We are all prone to saying, "It was so good back there, wasn't it?" We forget the depression, the addiction, the brokenness. And so we are unwilling to make the break. A lot of people want that little sip of something to make them feel good, or that little peek on the internet at things they should not be looking at—and then they wonder why they cannot hear the voice of God.

Sometimes we are unwilling to make the break from our past achievements. We want to sit in our office and gaze at all our certificates on the wall. Yet consider how the apostle Paul said, "What things were gain to me, these I have counted loss for Christ" (Philippians 3:7). We must be willing to be led away from even good things. Remember, Peter had concluded, "Lord, it is good for us to be here" (Matthew 17:4). Yet what God has for us is even better than what we declare to be good.


Last, just as happened with Jesus after the Mount of Transfiguration, we must be willing to be led from spiritual experience to spiritual need. Jesus could have stayed on the mountaintop with Moses and Elijah, with His Father speaking from heaven. He had a small entourage—followers whom He could teach, and He could have stayed there forever. But He had a mission!

Yes, the mountaintop offered this wonderful spiritual experience. But at the bottom of the mountain was a father crying out for his demon-possessed child who was being destroyed by the powers that had hold of him.
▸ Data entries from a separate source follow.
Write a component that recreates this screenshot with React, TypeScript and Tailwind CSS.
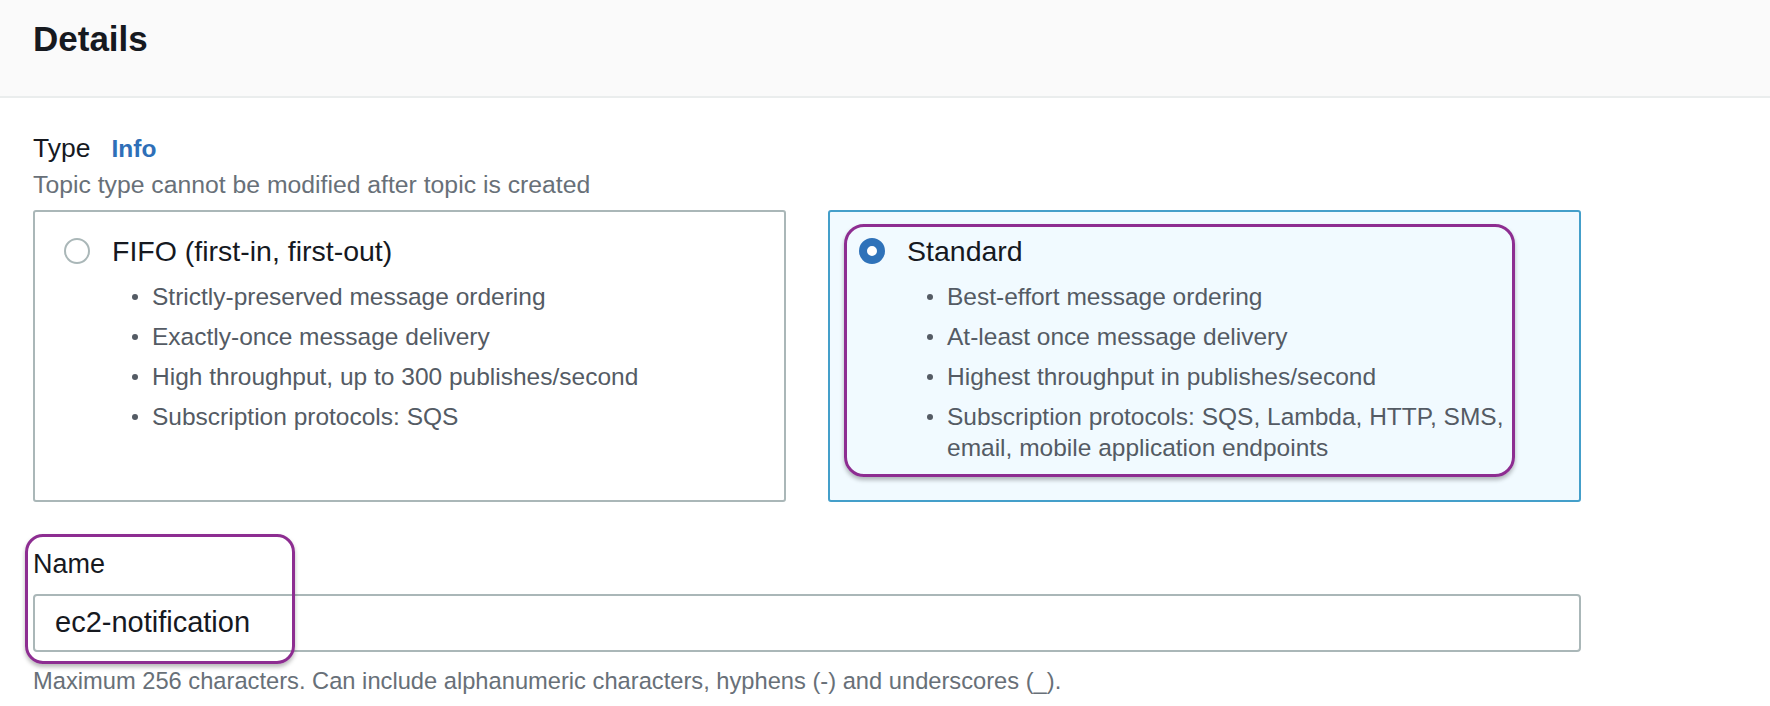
import React from "react"

type TopicType = {
  id: string
  title: string
  points: string[]
  selected: boolean
}

const topicTypes: TopicType[] = [
  {
    id: "fifo",
    title: "FIFO (first-in, first-out)",
    points: [
      "Strictly-preserved message ordering",
      "Exactly-once message delivery",
      "High throughput, up to 300 publishes/second",
      "Subscription protocols: SQS",
    ],
    selected: false,
  },
  {
    id: "standard",
    title: "Standard",
    points: [
      "Best-effort message ordering",
      "At-least once message delivery",
      "Highest throughput in publishes/second",
      "Subscription protocols: SQS, Lambda, HTTP, SMS, email, mobile application endpoints",
    ],
    selected: true,
  },
]

function Radio({ checked }: { checked: boolean }) {
  if (checked) {
    return (
      <span className="block h-[26px] w-[26px] shrink-0 rounded-full border-[8px] border-[#2f72b9] bg-white" />
    )
  }
  return (
    <span className="block h-[26px] w-[26px] shrink-0 rounded-full border-2 border-[#aab7b8] bg-white" />
  )
}

function TypeCard({ topic }: { topic: TopicType }) {
  return (
    <div
      className={`relative h-[292px] rounded-[3px] border-2 pl-[29px] pr-[30px] pt-[23px] ${
        topic.selected
          ? "border-[#449fca] bg-[#f1faff]"
          : "border-[#aab7b8] bg-white"
      }`}
    >
      {/* annotation outline around the chosen option */}
      {topic.selected && (
        <div className="pointer-events-none absolute left-[14px] top-[12px] h-[253px] w-[671px] rounded-[20px] border-[3px] border-[#8d2d91] shadow-[0_3px_4px_rgba(0,0,0,0.28)]" />
      )}
      <div className="flex h-[32px] items-center">
        <Radio checked={topic.selected} />
        <span className="ml-[22px] text-[28.5px] leading-[32px] text-[#16191f]">
          {topic.title}
        </span>
      </div>
      <ul className="ml-[48px] mt-[14px] flex list-none flex-col gap-[9px] p-0">
        {topic.points.map((p) => (
          <li
            key={p}
            className="flex text-[24.5px] leading-[31px] text-[#545b64]"
          >
            <span className="flex h-[31px] w-[40px] shrink-0 items-center justify-end pr-[14px]">
              <span className="block h-[6px] w-[6px] rounded-full bg-[#545b64]" />
            </span>
            <span>{p}</span>
          </li>
        ))}
      </ul>
    </div>
  )
}

export default function App() {
  return (
    <div className="min-h-screen w-full bg-white font-['Liberation_Sans',Arial,sans-serif]">
      <div className="h-[98px] border-b-2 border-[#eaeded] bg-[#fafafa] px-[33px] pt-[19px]">
        <h2 className="text-[35px] font-bold leading-[40px] text-[#16191f]">
          Details
        </h2>
      </div>

      <div className="pl-[33px] pr-[189px] pt-[35px]">
        <div className="flex items-baseline">
          <span className="text-[26.5px] leading-[30px] text-[#16191f]">Type</span>
          <span className="ml-[21px] text-[24.5px] font-bold leading-[30px] text-[#2e6fb8]">
            Info
          </span>
        </div>
        <p className="mt-[7px] text-[24.75px] leading-[28px] text-[#687078]">
          Topic type cannot be modified after topic is created
        </p>

        <div className="mt-[11px] grid grid-cols-2 gap-[42px]">
          {topicTypes.map((t) => (
            <TypeCard key={t.id} topic={t} />
          ))}
        </div>

        <div className="relative mt-[47px]">
          <div className="pointer-events-none absolute left-[-8px] top-[-15px] h-[130px] w-[270px] rounded-[18px] border-[3px] border-[#8d2d91] shadow-[0_3px_4px_rgba(0,0,0,0.28)]" />
          <div className="text-[27px] leading-[30px] text-[#16191f]">Name</div>
          <div className="mt-[15px] flex h-[58px] items-center rounded-[4px] border-2 border-[#aab7b8] bg-white pl-[20px]">
            <span className="text-[29px] text-[#16191f]">ec2-notification</span>
          </div>
          <p className="mt-[15px] text-[23.7px] leading-[28px] text-[#687078]">
            Maximum 256 characters. Can include alphanumeric characters, hyphens (-) and underscores (_).
          </p>
        </div>
      </div>
    </div>
  )
}
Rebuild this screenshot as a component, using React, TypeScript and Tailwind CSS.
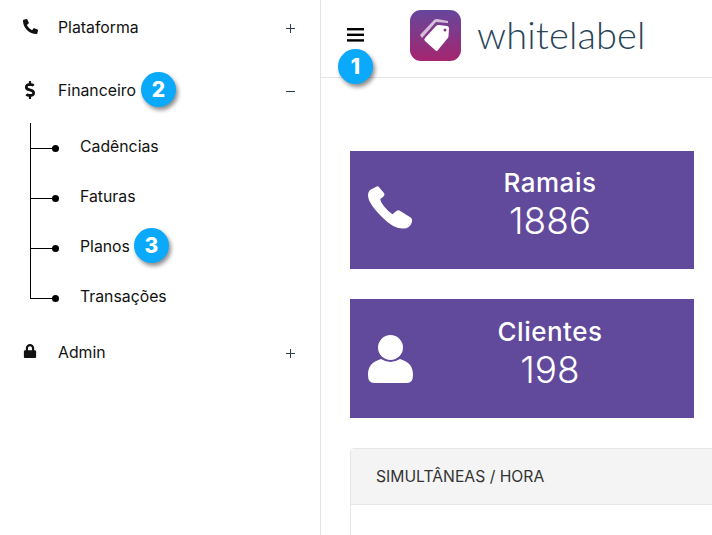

Consider what is happening to our children—the unbridled passion, the unmitigated confusion, the sense of hopelessness and anger that is consuming this present generation. You and I can live our Christian life just talking about old experiences, or we can follow Jesus down the mountain to where human need really is.

That is exactly what happened in Acts chapter two. The disciples were in the Upper Room having a marvelous experience. The Spirit of God filled every one of them, and they were given this explosive ability to communicate with people of other cultures and other languages. They could have just stayed there and spoken in tongues for the next five years.

However, they were led by the voice of God to spiritual need. Just outside, there were thousands of people coming from the temple, making great journeys to get there. Worshiping God in the best way they knew how, they remained deficient and short of redemption through the Son of God. The disciples heard the voice of God leading them out of their wonderful spiritual experience right into a morass of spiritual need. That is how the Church was born, and that is how she was led all the way through the Book of Acts.

The best thing that could ever happen to you and me, as well as to this present generation, is that we learn to hear the voice of God once again. If you are broken, if you feel like a failure, if you are wounded, if you feel destroyed—you are the perfect candidate to be used by God! Get up from where you are and start to walk with Him. Walk toward not just the healing that you need, but also walk toward the healing that somebody else needs.

You do not have to have it all together to tell somebody else that God is good, and that Jesus died for them. All you need is to be willing to go where Jesus is leading you. You have a choice now. You can camp on an old experience and die there—yes, you will get to heaven, but you will spiritually die in that old experience. Or you can just leave it and go where God is leading you.

If you are willing to hear Him, you will be amazed at what He will do. He will give you light in darkness, water in seasons of drought, strength when strength is failing all around you. And you will be a part of God's answer to the great mountain of spiritual need we see in this generation!